Ellen Embleton looks into the history of data visualisation, and highlights the work of Joseph Priestley, Luke Howard and Florence Nightingale.
I recently finished Caroline Criado Perez’s Invisible Women: Exposing Data Bias in a World Designed for Men. I’m late to the game with this one – the book won the Royal Society Insight Investment Science Book Prize back in 2019 – and no doubt preaching to the choir, but I loved it.
A fascinating insight into the gender data gap that persists, and the many ways in which the data we gather and use is consistently skewed towards men, the book provides examples from both public and private life. It shows how the data collected by a society often mirrors that society’s beliefs and assumptions, and explains why women are invisible in datasets today, living in a world where men are still largely considered to be the prototype human.
This inspired me to consider science history through the lens of data collection. More specifically (so I could include some nice imagery!) I focused on data visualisation, and soon found several historical data innovators to choose from. One name that kept coming up was Joseph Priestley FRS (1733-1804).
I wrote about Priestley in an earlier blogpost, and so was intrigued to come across a 1765 work of his that I was entirely unfamiliar with: A Chart of Biography. As I dug deeper, I found that it’s mentioned on his certificate of election to the Royal Society, so clearly it was a landmark work when first published:
Priestley’s election certificate, which introduces him as ‘Author of a chart of Biography & several other valuable works’ (EC/1766/12)
A Chart shows the life span of over 2000 significant figures from 1200 BCE to 1765. Rather than just listing names and years of birth and death, Priestley plotted them on a timeline. The horizontal axis showed dates, while the vertical groupings organised people according to the type of person they were – politician, artist, statesman, warrior and so on – and bars were used to represent lifespans, with dots where someone’s life dates were uncertain:
A sample from Priestley’s Chart of Biography, 1765 (Wikimedia Commons)
Though not particularly artistic, this was strikingly innovative for the mid-eighteenth century, when even basic bar or line graphs were not yet commonplace in data presentation. Perhaps unsurprisingly though, Priestley’s ‘greats’ from history are overwhelmingly male and largely from the classical and Western pantheon – two data biases reflecting Priestley’s own education and the world in which he moved.
Later, perhaps more visually pleasing examples are the meteorological graphs of Luke Howard FRS (1772-1864) from our Archived Papers series. These detail certain weather conditions between the years 1815 and 1832 in London:
Diagram 3 from Howard’s, ‘On the proportions of the prevailing winds, mean temperature and depth of rains, in the climate of London’ (AP/25/10)
The innermost circle lists the year, then (moving outwards) the average rain depth, average temperature and wind direction. It’s not clear why Howard presented his information in this unusual circular format. However, given the quote from Genesis inscribed on the graph, one might suppose it had a religious undertone, with the symmetry of a circle in Christianity heavily weighted and often used to symbolise heaven.

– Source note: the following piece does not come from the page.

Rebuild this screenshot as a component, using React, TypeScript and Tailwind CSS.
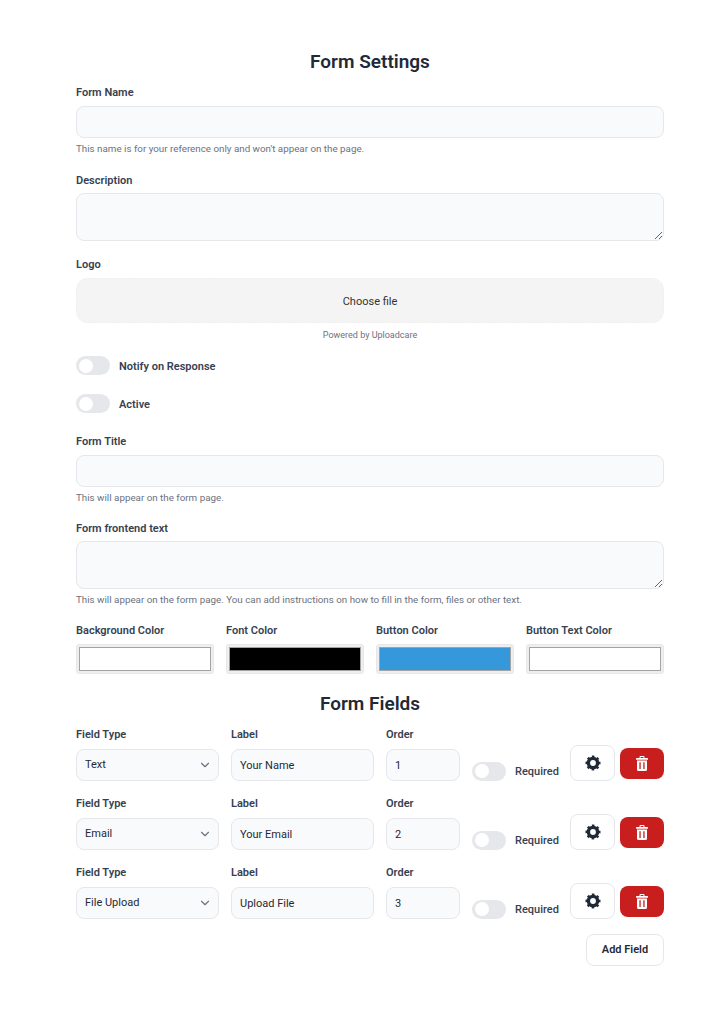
import { ChevronDown } from "lucide-react";

const inputClass =
  "w-full h-8 rounded-lg border border-[#e5e7eb] bg-[#f9fafb] px-2 text-[11px] text-[#1f2937] outline-none";
const labelClass = "block pt-px -mb-px text-[11px] leading-[15px] font-semibold text-[#374151]";
const helpClass = "pt-px -mb-px text-[9.8px] leading-[14px] text-[#6b7280]";
const headingClass = "pt-px -mb-px text-center text-[19px] leading-[28px] font-semibold text-[#1f2937]";

function Toggle() {
  return (
    <span className="flex h-[19px] w-[34px] shrink-0 items-center rounded-full bg-[#e5e7eb] pl-[3px]">
      <span className="h-[14px] w-[14px] rounded-full bg-white" />
    </span>
  );
}

function GearIcon() {
  return (
    <svg width="16" height="16" viewBox="0 0 16 16" fill="none" stroke="#1f2937">
      <circle cx="8" cy="8" r="4.6" strokeWidth="3.4" />
      <circle cx="8" cy="8" r="6.6" strokeWidth="1.8" strokeDasharray="2.6 2.58" strokeDashoffset="1.3" />
    </svg>
  );
}

function TrashIcon() {
  return (
    <svg width="12" height="15" viewBox="0 0 12 15" fill="white">
      <path d="M3.5 2.5V1a1 1 0 0 1 1-1h3a1 1 0 0 1 1 1v1.5H7.4V1.1H4.6v1.4z" />
      <rect x="0" y="2" width="12" height="1.8" rx="0.6" />
      <path
        fillRule="evenodd"
        d="M1 4.6h10v8.9a1.5 1.5 0 0 1-1.5 1.5h-7A1.5 1.5 0 0 1 1 13.5zM3.4 6.2v6.8h1.3V6.2zM7.3 6.2v6.8h1.3V6.2z"
      />
    </svg>
  );
}

function ColorField({ label, color }: { label: string; color: string }) {
  return (
    <div>
      <label className={labelClass}>{label}</label>
      <div className="mt-[7px] h-[30px] rounded-[3px] border border-[#e5e7eb] bg-[#efefef] p-[2px]">
        <div className="h-full border border-[#a3a3a3]" style={{ background: color }} />
      </div>
    </div>
  );
}

function FieldRow({ type, label, order }: { type: string; label: string; order: number }) {
  return (
    <div className="flex items-end">
      <div className="w-[143px] shrink-0">
        <label className={labelClass}>Field Type</label>
        <div className="relative mt-2">
          <select defaultValue={type} className={`${inputClass} appearance-none`}>
            <option>Text</option>
            <option>Email</option>
            <option>File Upload</option>
          </select>
          <ChevronDown size={14} strokeWidth={2} className="absolute right-[7px] top-[9px] text-[#6b7280]" />
        </div>
      </div>
      <div className="ml-3 w-[143px] shrink-0">
        <label className={labelClass}>Label</label>
        <input readOnly value={label} className={`${inputClass} mt-2`} />
      </div>
      <div className="ml-3 w-[74px] shrink-0">
        <label className={labelClass}>Order</label>
        <input readOnly value={order} className={`${inputClass} mt-2`} />
      </div>
      <div className="ml-3 flex w-[86px] shrink-0 items-center">
        <Toggle />
        <span className="ml-[9px] pt-px text-[11px] leading-[19px] font-medium text-[#374151]">Required</span>
      </div>
      <button className="ml-3 flex h-[36px] w-[45px] shrink-0 items-center justify-center rounded-lg border border-[#e5e7eb] bg-white">
        <GearIcon />
      </button>
      <button className="mb-[2px] ml-[5px] flex h-[31px] w-[44px] shrink-0 items-center justify-center rounded-lg bg-[#c81e1e]">
        <TrashIcon />
      </button>
    </div>
  );
}

export default function App() {
  return (
    <div className="min-h-[1024px] bg-white px-[76px] pt-[47px] font-['Roboto',sans-serif]">
      <div className="w-[588px]">
        <h1 className={headingClass}>Form Settings</h1>

        <label className={`${labelClass} mt-[9px]`}>Form Name</label>
        <input className={`${inputClass} mt-[7px]`} />
        <p className={`${helpClass} mt-[3px]`}>This name is for your reference only and won't appear on the page.</p>

        <label className={`${labelClass} mt-[17px]`}>Description</label>
        <textarea className={`${inputClass} mt-[6px] block h-12`} />

        <label className={`${labelClass} mt-[15px]`}>Logo</label>
        <div className="mt-[7px] flex h-[45px] items-center justify-center rounded-xl border border-dashed border-[#f0f0f0] bg-[#f4f4f4] pt-[3px] text-[11px] text-[#333]">
          Choose file
        </div>
        <p className="mt-[5px] text-center text-[9px] leading-[14px] text-[#6b7280]">Powered by Uploadcare</p>

        <div className="mt-[14px] flex items-center gap-[9px]">
          <Toggle />
          <span className={labelClass}>Notify on Response</span>
        </div>
        <div className="mt-[19px] flex items-center gap-[9px]">
          <Toggle />
          <span className={labelClass}>Active</span>
        </div>

        <label className={`${labelClass} mt-5`}>Form Title</label>
        <input className={`${inputClass} mt-[7px]`} />
        <p className={`${helpClass} mt-[3px]`}>This will appear on the form page.</p>

        <label className={`${labelClass} mt-4`}>Form frontend text</label>
        <textarea className={`${inputClass} mt-[6px] block h-12`} />
        <p className={`${helpClass} mt-[3px]`}>
          This will appear on the form page. You can add instructions on how to fill in the form, files or other text.
        </p>

        <div className="mt-4 grid grid-cols-4 gap-3">
          <ColorField label="Background Color" color="#ffffff" />
          <ColorField label="Font Color" color="#000000" />
          <ColorField label="Button Color" color="#3498db" />
          <ColorField label="Button Text Color" color="#ffffff" />
        </div>

        <h2 className={`${headingClass} mt-[15px]`}>Form Fields</h2>

        <div className="mt-[9px] flex flex-col gap-[14px]">
          <FieldRow type="Text" label="Your Name" order={1} />
          <FieldRow type="Email" label="Your Email" order={2} />
          <FieldRow type="File Upload" label="Upload File" order={3} />
        </div>

        <div className="mt-[15px] flex justify-end">
          <button className="h-8 w-[78px] rounded-lg border border-[#e5e7eb] bg-white text-[11px] font-semibold text-[#1f2937]">
            Add Field
          </button>
        </div>
      </div>
    </div>
  );
}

We know that women often worked behind the scenes on scientific illustration. However, I was keen to find an example of a woman grounded in data presentation, and was pleased to discover that ‘the lady with the lamp’, Florence Nightingale (1820-1910), is now celebrated both as a talented mathematician and as a pioneer of data visualisation.

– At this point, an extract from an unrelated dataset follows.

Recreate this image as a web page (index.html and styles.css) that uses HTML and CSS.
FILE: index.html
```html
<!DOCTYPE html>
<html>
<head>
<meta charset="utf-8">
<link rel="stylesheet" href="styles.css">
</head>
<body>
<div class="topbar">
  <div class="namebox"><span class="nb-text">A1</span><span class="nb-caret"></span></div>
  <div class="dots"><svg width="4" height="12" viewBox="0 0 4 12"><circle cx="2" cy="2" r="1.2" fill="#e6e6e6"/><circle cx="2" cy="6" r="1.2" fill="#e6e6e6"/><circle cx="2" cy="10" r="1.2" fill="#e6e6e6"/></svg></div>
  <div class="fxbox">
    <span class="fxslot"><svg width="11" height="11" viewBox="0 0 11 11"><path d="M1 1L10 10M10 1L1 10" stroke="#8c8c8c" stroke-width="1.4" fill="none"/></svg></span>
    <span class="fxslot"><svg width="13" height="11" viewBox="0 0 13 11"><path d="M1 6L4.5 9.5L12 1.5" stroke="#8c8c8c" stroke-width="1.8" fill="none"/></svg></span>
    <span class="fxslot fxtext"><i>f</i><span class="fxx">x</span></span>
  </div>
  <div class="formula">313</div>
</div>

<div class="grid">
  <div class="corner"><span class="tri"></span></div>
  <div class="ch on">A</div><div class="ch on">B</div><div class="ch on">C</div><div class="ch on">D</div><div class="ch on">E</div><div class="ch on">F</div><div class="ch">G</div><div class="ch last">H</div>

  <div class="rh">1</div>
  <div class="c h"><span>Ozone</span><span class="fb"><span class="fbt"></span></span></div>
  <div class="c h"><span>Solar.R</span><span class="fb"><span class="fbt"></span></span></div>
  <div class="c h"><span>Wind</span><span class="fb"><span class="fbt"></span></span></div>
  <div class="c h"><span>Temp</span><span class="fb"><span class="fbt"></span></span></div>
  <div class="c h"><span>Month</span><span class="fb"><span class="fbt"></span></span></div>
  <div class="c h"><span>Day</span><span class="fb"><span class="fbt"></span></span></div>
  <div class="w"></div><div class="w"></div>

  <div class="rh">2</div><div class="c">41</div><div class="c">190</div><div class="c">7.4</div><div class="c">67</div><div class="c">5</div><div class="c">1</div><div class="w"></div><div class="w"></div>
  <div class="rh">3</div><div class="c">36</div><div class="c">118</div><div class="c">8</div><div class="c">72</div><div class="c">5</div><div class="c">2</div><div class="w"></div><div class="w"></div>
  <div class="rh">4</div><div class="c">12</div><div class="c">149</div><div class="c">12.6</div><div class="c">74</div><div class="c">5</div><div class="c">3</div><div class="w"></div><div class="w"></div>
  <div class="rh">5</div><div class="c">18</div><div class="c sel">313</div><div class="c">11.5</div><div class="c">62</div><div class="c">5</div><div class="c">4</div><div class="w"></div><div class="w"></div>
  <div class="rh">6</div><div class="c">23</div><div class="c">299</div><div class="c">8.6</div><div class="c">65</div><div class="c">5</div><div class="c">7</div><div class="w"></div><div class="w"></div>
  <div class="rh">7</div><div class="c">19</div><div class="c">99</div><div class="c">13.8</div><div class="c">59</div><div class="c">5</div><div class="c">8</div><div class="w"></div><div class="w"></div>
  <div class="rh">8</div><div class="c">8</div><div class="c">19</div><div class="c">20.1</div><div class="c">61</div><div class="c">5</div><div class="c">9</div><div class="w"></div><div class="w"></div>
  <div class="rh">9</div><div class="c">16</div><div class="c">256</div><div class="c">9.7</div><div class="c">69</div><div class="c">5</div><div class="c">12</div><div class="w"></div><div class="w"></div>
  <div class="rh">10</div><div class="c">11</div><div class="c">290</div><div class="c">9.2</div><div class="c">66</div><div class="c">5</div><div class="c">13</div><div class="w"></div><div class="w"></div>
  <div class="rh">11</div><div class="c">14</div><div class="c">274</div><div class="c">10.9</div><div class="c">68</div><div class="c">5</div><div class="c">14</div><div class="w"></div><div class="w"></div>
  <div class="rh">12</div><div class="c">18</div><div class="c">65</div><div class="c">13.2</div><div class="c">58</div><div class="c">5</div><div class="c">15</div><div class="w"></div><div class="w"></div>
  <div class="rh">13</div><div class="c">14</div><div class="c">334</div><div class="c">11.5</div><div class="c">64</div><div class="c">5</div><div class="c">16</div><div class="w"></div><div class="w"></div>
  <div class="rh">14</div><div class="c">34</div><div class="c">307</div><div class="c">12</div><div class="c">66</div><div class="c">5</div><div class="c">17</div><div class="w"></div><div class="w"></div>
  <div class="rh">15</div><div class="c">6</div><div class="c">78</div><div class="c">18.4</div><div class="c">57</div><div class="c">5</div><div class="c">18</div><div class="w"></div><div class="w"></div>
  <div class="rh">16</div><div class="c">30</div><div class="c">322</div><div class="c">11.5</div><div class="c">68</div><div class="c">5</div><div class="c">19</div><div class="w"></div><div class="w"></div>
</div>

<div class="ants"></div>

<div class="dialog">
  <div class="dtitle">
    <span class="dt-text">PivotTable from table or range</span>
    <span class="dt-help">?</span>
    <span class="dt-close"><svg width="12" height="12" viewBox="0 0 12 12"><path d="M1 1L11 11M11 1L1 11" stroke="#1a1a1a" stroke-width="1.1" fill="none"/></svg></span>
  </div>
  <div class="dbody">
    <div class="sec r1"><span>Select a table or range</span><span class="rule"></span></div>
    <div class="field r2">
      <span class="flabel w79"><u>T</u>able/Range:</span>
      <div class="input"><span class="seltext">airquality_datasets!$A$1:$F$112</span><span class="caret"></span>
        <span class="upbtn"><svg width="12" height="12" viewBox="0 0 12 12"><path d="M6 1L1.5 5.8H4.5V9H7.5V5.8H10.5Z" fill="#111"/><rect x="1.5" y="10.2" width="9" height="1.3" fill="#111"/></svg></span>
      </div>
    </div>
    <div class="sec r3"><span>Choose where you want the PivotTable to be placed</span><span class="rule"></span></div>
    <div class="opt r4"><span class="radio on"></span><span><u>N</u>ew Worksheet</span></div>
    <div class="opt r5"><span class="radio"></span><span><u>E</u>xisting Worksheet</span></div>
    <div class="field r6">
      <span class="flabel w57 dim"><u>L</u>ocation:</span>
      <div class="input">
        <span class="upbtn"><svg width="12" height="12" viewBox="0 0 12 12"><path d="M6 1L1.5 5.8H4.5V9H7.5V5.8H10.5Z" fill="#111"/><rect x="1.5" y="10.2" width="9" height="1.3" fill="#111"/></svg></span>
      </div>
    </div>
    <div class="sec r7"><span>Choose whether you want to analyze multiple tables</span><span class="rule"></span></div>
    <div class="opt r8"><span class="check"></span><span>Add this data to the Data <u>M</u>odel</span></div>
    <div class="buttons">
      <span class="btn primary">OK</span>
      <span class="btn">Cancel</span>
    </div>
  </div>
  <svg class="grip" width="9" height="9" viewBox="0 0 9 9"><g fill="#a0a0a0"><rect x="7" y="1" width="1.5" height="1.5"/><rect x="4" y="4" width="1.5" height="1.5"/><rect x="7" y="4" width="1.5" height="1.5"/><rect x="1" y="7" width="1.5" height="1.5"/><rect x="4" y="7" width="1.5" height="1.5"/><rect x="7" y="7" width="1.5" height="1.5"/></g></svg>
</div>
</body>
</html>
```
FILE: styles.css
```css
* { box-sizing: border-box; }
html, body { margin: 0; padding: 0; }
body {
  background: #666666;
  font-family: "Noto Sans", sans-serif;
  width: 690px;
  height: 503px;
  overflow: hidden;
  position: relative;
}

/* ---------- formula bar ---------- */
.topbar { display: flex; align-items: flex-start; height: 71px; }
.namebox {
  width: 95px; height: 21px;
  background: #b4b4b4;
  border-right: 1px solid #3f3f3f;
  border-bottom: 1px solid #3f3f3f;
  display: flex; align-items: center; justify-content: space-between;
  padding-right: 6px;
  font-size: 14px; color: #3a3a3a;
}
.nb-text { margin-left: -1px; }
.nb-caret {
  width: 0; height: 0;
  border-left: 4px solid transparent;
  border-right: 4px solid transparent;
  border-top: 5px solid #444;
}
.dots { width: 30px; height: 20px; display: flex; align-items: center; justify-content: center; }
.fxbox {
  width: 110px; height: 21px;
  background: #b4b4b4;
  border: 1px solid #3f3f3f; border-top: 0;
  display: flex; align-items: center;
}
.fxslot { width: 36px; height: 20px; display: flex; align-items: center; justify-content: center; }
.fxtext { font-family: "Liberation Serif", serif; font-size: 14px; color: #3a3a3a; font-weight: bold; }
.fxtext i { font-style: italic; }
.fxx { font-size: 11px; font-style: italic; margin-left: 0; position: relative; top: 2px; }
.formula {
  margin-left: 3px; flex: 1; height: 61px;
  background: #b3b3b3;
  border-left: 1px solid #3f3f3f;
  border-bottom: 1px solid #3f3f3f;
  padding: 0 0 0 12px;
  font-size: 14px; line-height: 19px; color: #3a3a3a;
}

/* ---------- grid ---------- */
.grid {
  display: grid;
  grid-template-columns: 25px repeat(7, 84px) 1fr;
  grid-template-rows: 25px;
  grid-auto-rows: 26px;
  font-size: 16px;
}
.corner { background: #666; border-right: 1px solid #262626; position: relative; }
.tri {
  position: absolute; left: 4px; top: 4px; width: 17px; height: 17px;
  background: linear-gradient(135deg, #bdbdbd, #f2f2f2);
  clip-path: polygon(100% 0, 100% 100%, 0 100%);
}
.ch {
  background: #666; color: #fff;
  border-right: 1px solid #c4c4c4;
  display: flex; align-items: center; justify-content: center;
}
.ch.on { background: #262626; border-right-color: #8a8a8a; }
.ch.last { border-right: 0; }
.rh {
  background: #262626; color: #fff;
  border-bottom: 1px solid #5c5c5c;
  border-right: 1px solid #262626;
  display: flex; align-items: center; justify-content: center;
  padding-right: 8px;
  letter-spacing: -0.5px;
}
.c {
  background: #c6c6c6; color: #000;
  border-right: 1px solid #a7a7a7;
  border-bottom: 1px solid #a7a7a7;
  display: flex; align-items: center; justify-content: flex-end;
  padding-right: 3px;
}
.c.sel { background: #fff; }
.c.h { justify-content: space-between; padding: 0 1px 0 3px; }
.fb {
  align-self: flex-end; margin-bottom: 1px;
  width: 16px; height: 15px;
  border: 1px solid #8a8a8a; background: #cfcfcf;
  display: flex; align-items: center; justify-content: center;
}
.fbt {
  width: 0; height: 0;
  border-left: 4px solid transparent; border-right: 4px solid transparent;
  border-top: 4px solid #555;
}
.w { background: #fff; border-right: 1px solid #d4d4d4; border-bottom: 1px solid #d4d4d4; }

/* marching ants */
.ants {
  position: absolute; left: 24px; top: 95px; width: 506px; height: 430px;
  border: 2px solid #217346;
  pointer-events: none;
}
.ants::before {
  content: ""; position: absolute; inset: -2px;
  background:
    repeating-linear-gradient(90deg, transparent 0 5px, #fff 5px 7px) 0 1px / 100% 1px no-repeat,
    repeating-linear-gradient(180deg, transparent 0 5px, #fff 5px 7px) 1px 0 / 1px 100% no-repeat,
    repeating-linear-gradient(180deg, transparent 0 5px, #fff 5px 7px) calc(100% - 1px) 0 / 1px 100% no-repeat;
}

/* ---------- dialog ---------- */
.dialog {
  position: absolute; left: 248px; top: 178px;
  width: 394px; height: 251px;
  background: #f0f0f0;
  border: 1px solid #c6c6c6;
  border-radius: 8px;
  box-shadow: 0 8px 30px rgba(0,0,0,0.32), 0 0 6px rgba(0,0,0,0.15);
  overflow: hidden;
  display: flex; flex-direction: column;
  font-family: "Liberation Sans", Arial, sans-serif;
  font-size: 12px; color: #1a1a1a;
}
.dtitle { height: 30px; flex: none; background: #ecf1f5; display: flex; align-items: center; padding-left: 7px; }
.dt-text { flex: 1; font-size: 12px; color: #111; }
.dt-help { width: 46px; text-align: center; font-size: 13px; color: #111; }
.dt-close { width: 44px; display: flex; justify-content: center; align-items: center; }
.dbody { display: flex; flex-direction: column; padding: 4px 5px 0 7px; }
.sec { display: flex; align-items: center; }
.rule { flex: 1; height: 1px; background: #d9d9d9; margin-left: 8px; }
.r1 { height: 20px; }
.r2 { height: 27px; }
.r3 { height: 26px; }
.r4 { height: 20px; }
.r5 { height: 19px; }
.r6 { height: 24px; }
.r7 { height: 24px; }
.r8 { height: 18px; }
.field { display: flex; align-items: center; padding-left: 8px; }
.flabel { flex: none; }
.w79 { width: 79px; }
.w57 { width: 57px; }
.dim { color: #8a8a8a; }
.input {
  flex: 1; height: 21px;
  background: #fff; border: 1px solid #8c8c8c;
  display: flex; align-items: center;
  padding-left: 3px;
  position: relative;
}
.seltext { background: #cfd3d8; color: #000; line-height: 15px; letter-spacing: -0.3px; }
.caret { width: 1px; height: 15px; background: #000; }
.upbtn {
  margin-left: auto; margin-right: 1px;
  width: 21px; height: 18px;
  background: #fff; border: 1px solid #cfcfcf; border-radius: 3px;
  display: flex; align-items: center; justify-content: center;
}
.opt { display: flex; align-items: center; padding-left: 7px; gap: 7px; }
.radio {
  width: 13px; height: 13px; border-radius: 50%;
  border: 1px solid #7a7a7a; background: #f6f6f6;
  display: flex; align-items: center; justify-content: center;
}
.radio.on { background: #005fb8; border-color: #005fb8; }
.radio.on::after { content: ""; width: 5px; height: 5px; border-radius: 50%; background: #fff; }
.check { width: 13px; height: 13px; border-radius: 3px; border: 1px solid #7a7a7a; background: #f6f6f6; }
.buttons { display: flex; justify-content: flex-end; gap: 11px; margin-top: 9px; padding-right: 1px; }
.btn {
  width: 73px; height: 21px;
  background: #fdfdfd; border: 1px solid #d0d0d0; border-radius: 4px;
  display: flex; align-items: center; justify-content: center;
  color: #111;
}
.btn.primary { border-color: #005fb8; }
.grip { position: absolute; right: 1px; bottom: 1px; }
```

Like Mary Seacole (1805-1881), another famous figure from nursing history, Nightingale is perhaps best remembered for her healthcare work during the Crimean War. There is good evidence that she was a data journalist in support of this career: on her arrival at the British military hospital in Turkey in 1856, she found such poor hygiene practice that it was leading to further infections, diseases, and deaths. She sent this message home, urging the government to help in creating solutions to these practical problems with the facilities in Crimea. It seems Nightingale used graphics in her pleas to Parliament, most famously these ‘Coxcombs’:
Coxcombs from Nightingale’s ‘Notes on matters affecting the health, efficiency, and hospital administration of the British Army: founded chiefly on the experience of the late war’. (Credit: Wellcome Collection)
In this diagram, Nightingale uses areas to represent the data she had gathered on death rates in relation to sanitation and cleanliness in hospitals, instead of the length of the radial lines which would have been more commonplace. I found a great explanation of the diagram in this article, which breaks it down as follows:
‘The circle on the right has 12 sectors going clockwise representing the first 12 months of the war. The circle on the left is the second 12 months. The superimposed dark shapes show the monthly death rates. The diagram illustrates how the Sanitary Commission, sent out in the middle of the war, dramatically reduced the death rate.’
Not only was Nightingale a pioneering medical reformer, in other words, but also one with a keen eye on how to win an argument by marshalling facts in a comprehensible and visually arresting way. Indeed, these three examples all have an innovative style and, in the case of the latter two, an artistic flair to them that would render them very much at home on our Picture Library.
Though not without its biases, gendered or otherwise, data is important and, as I’m sure the scientists listed here would agree, good data enables us to deal with some of the most pressing everyday issues we face. When it looks nice, well, that’s just a bonus.